Do you feel called to open an orphanage? Trust me on this, lay down until the feeling goes away. If you still want to open an orphanage, continue reading.
I wish orphanages didn’t exist. The first choice for caring for abandoned children should be extended family. If the extended family is not an option, then children at risk should be placed with healthy families. Unfortunately, placement with a family is just not an option for many children. Most orphanages are filled with children who, for one reason or another, are not adoptable or are very difficult to place. Orphanages care for children with multiple siblings, children with physical or mental challenges, children with an extended family that cannot care for them but still hold parental rights, etc. So if orphanages have to exist (and they do), they should be great, and run by people with vision and the skill sets to make them a fantastic place for children to heal and grow into healthy adults.
Regularly, people contact me who feel lead to open orphanages. My first question is always: “Who is going to run it?” Putting up buildings is easy(ish), on-going funding is harder, but living at, and running an orphanage can be hugely challenging and is not for the faint of heart.
Like pastoring, it’s very different once you’re in charge as opposed to watching from a comfortable distance. Running an orphanage is 24 hours a day, just like pastoring. Like pastoring a church, everyone who walks into your ministry will be second-guessing all of your decisions and how you’re running things (and they know they can do it better). You not only get to care for kids and staff, but you also need to keep government officials AND donors happy, all at the same time. Good luck with that.
On the long list of things that surprise most people is the amount of administration that has to go on. From the outside, people tend to think that the day-to-day parts of running an orphanage are about holding babies, craft projects, and building healing relationships with the children. All of these things go on, but they make up a remarkably small part of the day-to-day hours of running an orphanage. Actually, “childcare” is an almost insignificant part of the job. Days are occupied with the mundane: grocery shopping, hosting guests, managing staff, answering e-mails, etc. Your days and weeks are filled with what it takes to keep the ministry open and moving forward.
Fundraising will take up much of your waking hours for the rest of your life. Just because you’re passionate about orphan care doesn’t mean anyone else cares. Everyone has different passions, callings, and challenges in their lives. Other people are called to serve and help in other ministries, that’s a good thing.
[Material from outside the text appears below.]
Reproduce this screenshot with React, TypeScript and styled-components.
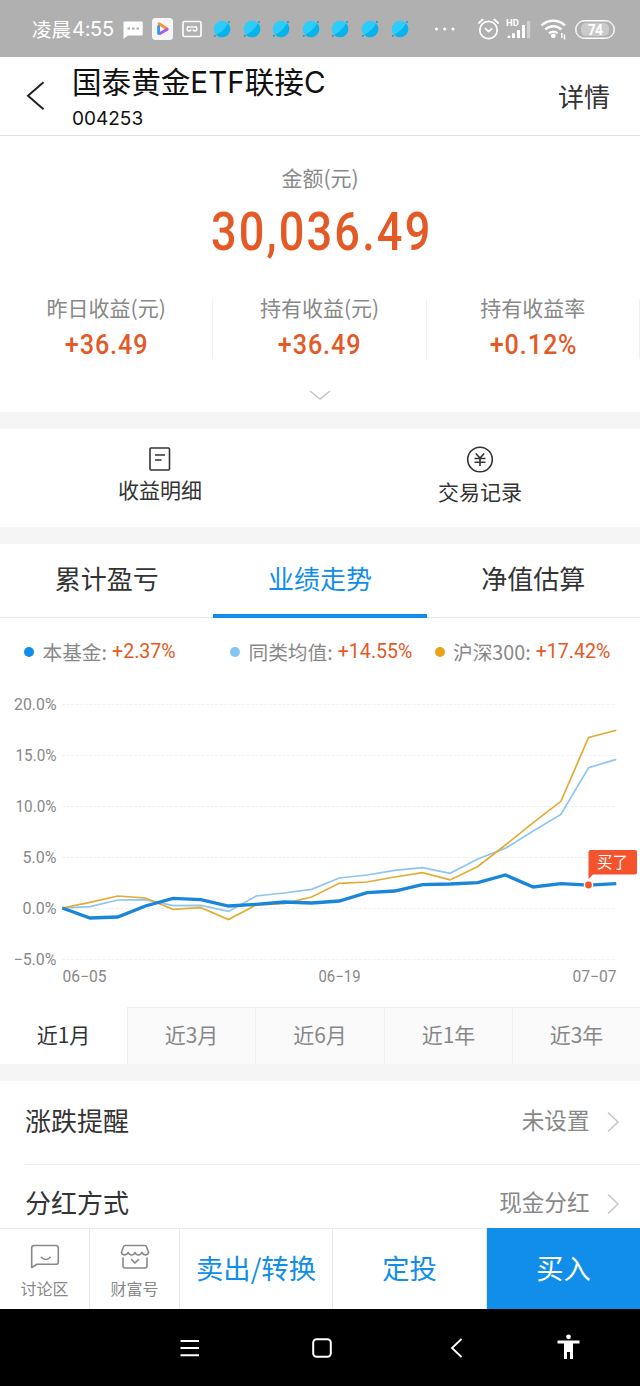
import React from "react";
import styled, { createGlobalStyle } from "styled-components";

const GlobalStyle = createGlobalStyle`
  * { box-sizing: border-box; }
  body { margin: 0; background: #fff; }
`;

const CJK = `"Noto Sans CJK SC", sans-serif`;
const NUM = `Roboto, "Noto Sans CJK SC", sans-serif`;
const WIDE = `Inter, "Noto Sans CJK SC", sans-serif`;
const BLUE = "#108ee9";
const RED = "#e35a27";

const Screen = styled.div`
  width: 640px;
  height: 1386px;
  display: flex;
  flex-direction: column;
  overflow: hidden;
  background: #fff;
  color: #333;
  font-family: ${CJK};
  white-space: nowrap;
  & > * { flex-shrink: 0; }
  svg { display: block; flex-shrink: 0; }
`;

/* ---------- status bar ---------- */
const StatusBar = styled.div`
  height: 57px;
  background: #b0b0b0;
  color: #fff;
  display: flex;
  align-items: center;
  padding: 1px 24px 0 32px;
`;
const Clock = styled.div`
  width: 91px;
  height: 30px;
  line-height: 30px;
  font-size: 19.5px;
  display: flex;
  align-items: center;
`;
const ClockDigits = styled.span`
  font: 400 20px/30px ${WIDE};
  margin-left: 1px;
  letter-spacing: -0.3px;
`;
const Notices = styled.div`
  display: flex;
  align-items: center;
  gap: 9px;
`;
const Planets = styled.div`
  display: flex;
  gap: 11.6px;
  margin-left: 2px;
`;
const Indicators = styled.div`
  margin-left: auto;
  display: flex;
  align-items: center;
`;
const Spacer = styled.div<{ $w: number }>`
  width: ${(p) => p.$w}px;
`;
const Battery = styled.div`
  width: 40px;
  height: 19px;
  border: 1.5px solid #fff;
  border-radius: 10px;
  box-shadow: inset 0 0 0 0.5px #fff;
  padding: 2px 5px;
  display: flex;
`;
const BatteryLevel = styled.div`
  flex: 1;
  border-radius: 5px;
  background: #cacaca;
  font: 700 14px/14px ${NUM};
  letter-spacing: -0.8px;
  text-align: center;
`;

/* ---------- header ---------- */
const Header = styled.header`
  height: 79px;
  border-bottom: 1px solid #e2e2e2;
  display: flex;
  padding: 0 30px 0 26px;
`;
const BackButton = styled.div`
  width: 46px;
  padding-top: 24px;
`;
const TitleBlock = styled.div`
  flex: 1;
  color: #111;
`;
const Title = styled.div`
  font: 400 29.6px/40px ${WIDE};
  padding-top: 5px;
  height: 46px;
`;
const Code = styled.div`
  font: 400 19px/32px ${WIDE};
`;
const DetailLink = styled.div`
  font-size: 26px;
  line-height: 78px;
`;

/* ---------- summary ---------- */
const Summary = styled.section`
  height: 276px;
  display: flex;
  flex-direction: column;
  align-items: center;
`;
const AmountLabel = styled.div`
  margin-top: 26px;
  font-size: 21px;
  line-height: 30px;
  color: #888;
`;
const Amount = styled.div`
  font: 500 54px/64px ${NUM};
  color: ${RED};
  margin: 8px 0 0 4px;
  letter-spacing: 2.6px;
  transform: scaleX(0.835);
`;
const Metrics = styled.div`
  width: 100%;
  margin-top: 35px;
  display: grid;
  grid-template-columns: repeat(3, 1fr);
`;
const Metric = styled.div`
  height: 60px;
  text-align: center;
  border-right: 1px solid #f0f0f0;
`;
const MetricLabel = styled.div`
  font-size: 21px;
  line-height: 30px;
  margin-top: -7px;
  color: #888;
`;
const MetricValue = styled.div`
  font: 500 27.5px/34px ${NUM};
  margin-top: 6px;
  color: ${RED};
  letter-spacing: 1px;
  text-indent: 1px;
  transform: scaleX(0.915);
`;
const Expand = styled.div`
  margin-top: 31px;
`;

const Gap = styled.div`
  height: 17px;
  background: #f5f5f5;
`;

/* ---------- actions ---------- */
const Actions = styled.section`
  height: 98px;
  display: grid;
  grid-template-columns: 1fr 1fr;
`;
const Action = styled.div<{ $top: number }>`
  display: flex;
  flex-direction: column;
  align-items: center;
  padding-top: ${(p) => p.$top}px;
  font-size: 21px;
  line-height: 30px;
  gap: 3px;
`;

/* ---------- performance ---------- */
const Tabs = styled.nav`
  height: 74px;
  display: grid;
  grid-template-columns: repeat(3, 1fr);
  border-bottom: 1px solid #e6e6e6;
`;
const Tab = styled.div<{ $active?: boolean }>`
  height: 74px;
  text-align: center;
  font-size: 26px;
  line-height: 68px;
  color: ${(p) => (p.$active ? BLUE : "#333")};
  border-bottom: 4px solid ${(p) => (p.$active ? BLUE : "transparent")};
`;
const Legend = styled.div`
  height: 72px;
  padding: 0 24px;
  display: grid;
  grid-template-columns: 206px 204.5px 1fr;
`;
const LegendItem = styled.div<{ $dot: string }>`
  display: flex;
  align-items: center;
  height: 66px;
  font-size: 19.7px;
  color: #888;
  &::before {
    content: "";
    width: 10px;
    height: 10px;
    margin: 2px 8.5px 0 0;
    border-radius: 50%;
    background: ${(p) => p.$dot};
  }
`;
const LegendValue = styled.span`
  font: 400 19.6px/24px ${NUM};
  color: ${RED};
  margin: 2px 0 0 5px;
`;
const ChartBox = styled.div`
  height: 317px;
`;
const Ranges = styled.nav`
  height: 57px;
  display: grid;
  grid-template-columns: 127px 128px 129px 128px 128px;
`;
const Range = styled.div<{ $active?: boolean }>`
  text-align: center;
  font-size: 21px;
  line-height: ${(p) => (p.$active ? 54 : 53)}px;
  color: ${(p) => (p.$active ? "#333" : "#888")};
  background: ${(p) => (p.$active ? "#fff" : "#fafafa")};
  border: 0 solid #eee;
  border-width: ${(p) => (p.$active ? "0" : "1px 0 0 1px")};
`;

/* ---------- settings ---------- */
const Settings = styled.section`
  height: 147px;
  padding-left: 25px;
  overflow: hidden;
`;
const SettingRow = styled.div<{ $first?: boolean }>`
  height: ${(p) => (p.$first ? 84 : 79)}px;
  border-bottom: ${(p) => (p.$first ? 1 : 0)}px solid #eee;
  display: flex;
  align-items: center;
  padding-right: 20px;
  font-size: 26px;
  line-height: 40px;
  padding-bottom: 6px;
`;
const SettingValue = styled.div`
  margin-left: auto;
  margin-right: 16.5px;
  font-size: 22.6px;
  color: #888;
`;
const Chevron = styled.div`
  padding-top: 4px;
`;

/* ---------- bottom bar ---------- */
const BottomBar = styled.footer`
  height: 81px;
  display: grid;
  grid-template-columns: 90px 90px 153px 154px 153px;
  background: #fff;
`;
const BarIcon = styled.div`
  border: 0 solid #e8e8e8;
  border-width: 1px 1px 0 0;
  display: flex;
  flex-direction: column;
  align-items: center;
  padding-top: 15px;
  gap: 6px;
  font-size: 16px;
  line-height: 24px;
  color: #888;
`;
const BarButton = styled.div<{ $primary?: boolean }>`
  border: 0 solid #e8e8e8;
  border-width: ${(p) => (p.$primary ? "0" : "1px 1px 0 0")};
  background: ${(p) => (p.$primary ? BLUE : "#fff")};
  color: ${(p) => (p.$primary ? "#fff" : BLUE)};
  text-align: center;
  font-size: 27.3px;
  line-height: ${(p) => (p.$primary ? 79 : 77)}px;
`;
const SystemNav = styled.div`
  height: 77px;
  background: #000;
  display: flex;
  align-items: center;
  padding-left: 180px;
`;

const Planet = () => (
  <svg width="18" height="18" viewBox="0 0 18 18">
    <circle cx="9" cy="9" r="8.3" fill="#2dccfb" />
    <path d="M15 3.2A8.3 8.3 0 0 1 3 14.8C8 12.5 12.500 8 15 3.200Z" fill="#06b3ea" />
    <circle cx="15.900" cy="2" r="1.100" fill="#199fca" />
    <circle cx="1.800" cy="15.800" r="1.100" fill="#199fca" />
  </svg>
);

const ChevronRight = () => (
  <svg width="14" height="22" viewBox="0 0 14 22" fill="none" stroke="#c7c7cc" strokeWidth="1.600">
    <path d="M2 1.500 12 11 2 20.500" />
  </svg>
);

/* ---------- chart ---------- */
const fund = [0, -0.98, -0.88, 0.2, 0.95, 0.82, 0.2, 0.36, 0.59, 0.49, 0.69, 1.5, 1.67, 2.29, 2.35, 2.48, 3.24, 2.06, 2.39, 2.25, 2.39];
const peers = [0, 0.13, 0.78, 0.82, 0.23, 0.26, -0.33, 1.18, 1.47, 1.83, 2.94, 3.24, 3.69, 3.95, 3.4, 4.8, 5.85, 7.55, 9.18, 13.76, 14.57];
const csi = [0, 0.56, 1.18, 0.98, -0.13, 0.03, -1.14, 0.3, 0.42, 1.08, 2.42, 2.55, 3.04, 3.46, 2.75, 4.08, 6.18, 8.37, 10.46, 16.73, 17.42];
const px = (i: number) => 62.3 + i * 27.7;
const py = (v: number) => 218 - v * 10.2;
const line = (d: number[]) => d.map((v, i) => `${px(i).toFixed(1)},${py(v).toFixed(1)}`).join(" ");

const ticks: [number, string, number][] = [
  [20, "20.0%", 42.5],
  [15, "15.0%", 41],
  [10, "10.0%", 41],
  [5, "5.0%", 34],
  [0, "0.0%", 34],
  [-5, "−5.0%", 43],
];
const dates: [number, string][] = [
  [62.5, "06−05"],
  [318.5, "06−19"],
  [572.5, "07−07"],
];

const AxisText = styled.text`
  font: 400 15.8px ${NUM};
  fill: #888;
`;
const FlagText = styled.text`
  font: 400 15.5px ${CJK};
  fill: #fff;
`;

const Chart = () => (
  <svg width="640" height="317" viewBox="0 0 640 317">
    {ticks.map(([v, label, w]) => (
      <g key={label}>
        <line x1="62" x2="616" y1={py(v) + 0.5} y2={py(v) + 0.5} stroke="#f0f0f0" strokeDasharray="3 1.500" />
        <AxisText x={56.500 - w} y={py(v) + 6.200} textLength={w} lengthAdjust="spacingAndGlyphs">
          {label}
        </AxisText>
      </g>
    ))}
    {dates.map(([x, label]) => (
      <AxisText key={label} x={x} y="292" textLength={label === "06−19" ? 42 : 44} lengthAdjust="spacingAndGlyphs">
        {label}
      </AxisText>
    ))}
    <polyline points={line(peers)} fill="none" stroke="#8ec5ef" strokeWidth="1.700" />
    <polyline points={line(csi)} fill="none" stroke="#e2ac33" strokeWidth="1.700" />
    <polyline points={line(fund)} fill="none" stroke="#1a86d9" strokeWidth="3.300" />
    <circle cx="588.500" cy="195" r="4.800" fill="#fff" />
    <circle cx="588.500" cy="195" r="3.400" fill="#f5532d" />
    <path d="M590.500 160H635a2 2 0 0 1 2 2V182.500a2 2 0 0 1-2 2H593L588.500 189V162a2 2 0 0 1 2-2Z" fill="#f5532d" />
    <FlagText x="597" y="178">买了</FlagText>
  </svg>
);

export default function App() {
  return (
    <Screen>
      <GlobalStyle />
      <StatusBar>
        <Clock>
          凌晨<ClockDigits>4:55</ClockDigits>
        </Clock>
        <Notices>
          <svg width="20" height="19" viewBox="0 0 20 19">
            <path d="M1.200 1.500h17.500a1 1 0 0 1 1 1v12a1 1 0 0 1-1 1H5L.5 19V2.500a1 1 0 0 1 .7-1Z" fill="#fff" />
            <path d="M4.500 8.500H7M9 8.500h2.500M13.500 8.500H16" stroke="#aaa" strokeWidth="2.200" />
          </svg>
          <svg width="21" height="22" viewBox="0 0 21 22">
            <rect width="21" height="22" rx="3.500" fill="#f6f6f8" />
            <path d="M7 5.800 14.500 10.500" stroke="#f79433" strokeWidth="2.800" strokeLinecap="round" />
            <path d="M15.300 11.200 8 15.500" stroke="#b15be0" strokeWidth="2.800" strokeLinecap="round" />
            <path d="M6.600 8.500V15.500" stroke="#2f9bf0" strokeWidth="2.800" strokeLinecap="round" />
          </svg>
          <svg width="20" height="18" viewBox="0 0 20 18" fill="none" stroke="#fff" strokeWidth="1.600">
            <rect x="1" y="1.500" width="18" height="15" rx="1.500" />
            <path d="M5 7h10" strokeWidth="1.400" />
            <path d="M6.800 7a2 2 0 1 0 2.200 2.400M13.200 7a2 2 0 1 1-2.200 2.400" strokeWidth="1.600" />
          </svg>
          <Planets>
            {[0, 1, 2, 3, 4, 5, 6].map((i) => (
              <Planet key={i} />
            ))}
          </Planets>
        </Notices>
        <Indicators>
          <svg width="22" height="4" viewBox="0 0 22 4" fill="#fff">
            <circle cx="1.500" cy="2" r="1.500" />
            <circle cx="9.700" cy="2" r="1.500" />
            <circle cx="18" cy="2" r="1.500" />
          </svg>
          <Spacer $w={21} />
          <svg width="22" height="22" viewBox="0 0 22 22" fill="none" stroke="#fff" strokeWidth="1.700" strokeLinecap="round">
            <circle cx="10.500" cy="12" r="8.700" />
            <path d="M7.500 10.500 10.500 13.500l3.200-2.500M.8 5 4.700 1.500M20.200 5 16.300 1.500" />
          </svg>
          <Spacer $w={6} />
          <svg width="26" height="22" viewBox="0 0 26 22" fill="#fff">
            <path d="M1.500 18.500 4.200 17V20H1.500zM6 15.200h3V20H6zM11 12h3v8h-3zM16 7h3v13h-3z" />
            <path d="M21 3h3.200v17H21z" opacity=".4" />
            <text x="0" y="8.200" fontSize="9.500" fontFamily="Roboto" fontWeight="700">HD</text>
          </svg>
          <Spacer $w={8} />
          <svg width="28" height="24" viewBox="0 0 28 24" fill="none" stroke="#fff" strokeWidth="2.400">
            <path d="M1.500 8.500A17 17 0 0 1 25 8.500M5.300 12.500a11.500 11.500 0 0 1 16 0M9.100 16.300a6 6 0 0 1 8.400 0" />
            <circle cx="13.300" cy="18.800" r="1.200" />
            <path d="M21.800 16v5M24.500 17.500v5" strokeWidth="1.500" />
          </svg>
          <Spacer $w={7} />
          <Battery>
            <BatteryLevel>74</BatteryLevel>
          </Battery>
          <Spacer $w={1} />
        </Indicators>
      </StatusBar>

      <Header>
        <BackButton>
          <svg width="19" height="30" viewBox="0 0 19 30" fill="none" stroke="#222" strokeWidth="2">
            <path d="M17.500 1.200 2 14.700 17.500 28.200" />
          </svg>
        </BackButton>
        <TitleBlock>
          <Title>国泰黄金ETF联接C</Title>
          <Code>004253</Code>
        </TitleBlock>
        <DetailLink>详情</DetailLink>
      </Header>

      <Summary>
        <AmountLabel>金额(元)</AmountLabel>
        <Amount>30,036.49</Amount>
        <Metrics>
          <Metric>
            <MetricLabel>昨日收益(元)</MetricLabel>
            <MetricValue>+36.49</MetricValue>
          </Metric>
          <Metric>
            <MetricLabel>持有收益(元)</MetricLabel>
            <MetricValue>+36.49</MetricValue>
          </Metric>
          <Metric>
            <MetricLabel>持有收益率</MetricLabel>
            <MetricValue>+0.12%</MetricValue>
          </Metric>
        </Metrics>
        <Expand>
          <svg width="22" height="11" viewBox="0 0 22 11" fill="none" stroke="#c4c4c4" strokeWidth="1.600">
            <path d="M1 1 11 9 21 1" />
          </svg>
        </Expand>
      </Summary>
      <Gap />

      <Actions>
        <Action $top={18}>
          <svg width="22" height="24" viewBox="0 0 22 24" fill="none" stroke="#333" strokeWidth="1.600">
            <rect x="1" y="1" width="19.500" height="22" rx="1" />
            <path d="M6 8h10M6 13h6.500" />
          </svg>
          收益明细
        </Action>
        <Action $top={17}>
          <svg width="28" height="27" viewBox="0 0 28 27" fill="none" stroke="#333" strokeWidth="1.600">
            <circle cx="14" cy="13.500" r="12.300" />
            <path d="M9.800 7.500 14 12l4.200-4.500M14 12v8M8.500 12.500h11M8.500 16.200h11" />
          </svg>
          交易记录
        </Action>
      </Actions>
      <Gap />

      <Tabs>
        <Tab>累计盈亏</Tab>
        <Tab $active>业绩走势</Tab>
        <Tab>净值估算</Tab>
      </Tabs>
      <Legend>
        <LegendItem $dot="#108ee9">
          本基金:<LegendValue>+2.37%</LegendValue>
        </LegendItem>
        <LegendItem $dot="#85c4f1">
          同类均值:<LegendValue>+14.55%</LegendValue>
        </LegendItem>
        <LegendItem $dot="#e8a317">
          沪深300:<LegendValue>+17.42%</LegendValue>
        </LegendItem>
      </Legend>
      <ChartBox>
        <Chart />
      </ChartBox>
      <Ranges>
        <Range $active>近1月</Range>
        <Range>近3月</Range>
        <Range>近6月</Range>
        <Range>近1年</Range>
        <Range>近3年</Range>
      </Ranges>
      <Gap />

      <Settings>
        <SettingRow $first>
          涨跌提醒
          <SettingValue>未设置</SettingValue>
          <Chevron>
            <ChevronRight />
          </Chevron>
        </SettingRow>
        <SettingRow>
          分红方式
          <SettingValue>现金分红</SettingValue>
          <Chevron>
            <ChevronRight />
          </Chevron>
        </SettingRow>
      </Settings>

      <BottomBar>
        <BarIcon>
          <svg width="30" height="26" viewBox="0 0 30 26" fill="none" stroke="#888" strokeWidth="1.600" strokeLinejoin="round" strokeLinecap="round">
            <path d="M4 1.500H26a2.300 2.300 0 0 1 2.300 2.300V18A2.300 2.300 0 0 1 26 20.300H7L1.700 23.500V3.800A2.300 2.300 0 0 1 4 1.500Z" />
            <path d="M11.300 13.300c2.500 2.900 6.500 2.900 9 0" />
          </svg>
          讨论区
        </BarIcon>
        <BarIcon>
          <svg width="30" height="26" viewBox="0 0 30 26" fill="none" stroke="#888" strokeWidth="1.600" strokeLinejoin="round" strokeLinecap="round">
            <path d="M5 1.500H25a1.500 1.500 0 0 1 1.400 1L28.500 8c0 3.500-4.800 4-6.700.5-1.400 3.300-5.400 3.300-6.800 0-1.400 3.300-5.400 3.300-6.800 0C6.300 12 1.500 11.500 1.500 8L3.600 2.500A1.500 1.500 0 0 1 5 1.500Z" />
            <path d="M3 14v8a2 2 0 0 0 2 2H25a2 2 0 0 0 2-2V14M11.500 15.500 15 19l3.500-3.500" />
          </svg>
          财富号
        </BarIcon>
        <BarButton>卖出/转换</BarButton>
        <BarButton>定投</BarButton>
        <BarButton $primary>买入</BarButton>
      </BottomBar>

      <SystemNav>
        <svg width="19" height="18" viewBox="0 0 19 18" stroke="#fff" strokeWidth="2">
          <path d="M.5 2H19M.5 9H19M.5 16.200H19" />
        </svg>
        <Spacer $w={113} />
        <svg width="20" height="20" viewBox="0 0 20 20" fill="none" stroke="#fff" strokeWidth="2">
          <rect x="1.200" y="1.200" width="17.600" height="17.600" rx="3.500" />
        </svg>
        <Spacer $w={118} />
        <svg width="13" height="20" viewBox="0 0 13 20" fill="none" stroke="#fff" strokeWidth="1.800">
          <path d="M11.500 1 2 10l9.500 9" />
        </svg>
        <Spacer $w={94} />
        <svg width="23" height="28" viewBox="0 0 23 28" fill="#fff">
          <circle cx="11.500" cy="2.800" r="2.400" />
          <path d="M.5 6.500h22v3H16V25h-3v-7h-3v7H7V9.500H.5Z" />
        </svg>
      </SystemNav>
    </Screen>
  );
}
That people have passions and interests that don’t connect with orphan care makes fundraising that much more of a challenge. Sharing the needs of your home, sharing the needs for orphan care in general, and sharing your passion is all part of the work. Share with the right people, get the word out, and God will connect the right people to support it.
Here is what they don’t teach you in “orphan school”: the struggles are real. Caring for orphans is very close to the heart of God. If you’re doing it right, the enemy doesn’t like it. You will never have a normal week again. Sick kids, staff issues, government issues, will be the norm. We figure about two significant attacks a year. Hepatitis outbreaks, wells going dry, we went through one season where EVERY couple on our staff went through a rough patch in their marriage. We’ve had children diagnosed with cancer, we’ve had children die. The spiritual attacks will be part of your life, get used to it. The good news is we’ve never gone through an attack God could not use to make the home stronger and cause us to grow. I can honestly look back and give thanks for all we’ve experienced. Don’t get me wrong, we dread the attacks and storms when we’re going through them, but we also know God is so much bigger.
Please know that this work will rip your heart out. And dance on it. And then bounce it around the room. We deal with the worst side of humanity. I could shock you with the profoundly horrific things that have been done to our children. You do not want this in your life. Then, once a child has been in your care for a long time, and they’ve begun to heal, you never know when a social worker will sweep in and say they are going back with family. Sometimes this is good; many times, it’s not. Your emotional scars and callouses will build over time.
If this rambling article sounds like I am complaining, please do not interpret it that way. I just want people going into this work to do so with their eyes wide open. I’ve dedicated the bulk of my adult life to orphan care, and I wouldn’t have it any other way. The work is challenging, the battles are real, and it can be emotionally and physically exhausting. That being said, I have zero regrets about walking away from my “normal” life running a business in Southern California. Although the challenges can be extreme, the rewards far outweigh any of the battles we’ve gone through.
The celebrations where you see groups of your children graduate from high school or college makes it worth the sacrifice. When you’re able to walk so many of the young women you’ve raised down the aisle at their weddings, it’s worth it. When you see children you’ve raised, caring for their own families in a healthy loving fashion, it’s all worth it. If you’re indeed called to orphan care, surround yourself with people of similar vision, give it everything you have, and press forward. It’s a worthy calling and will be the most rewarding experience of your life.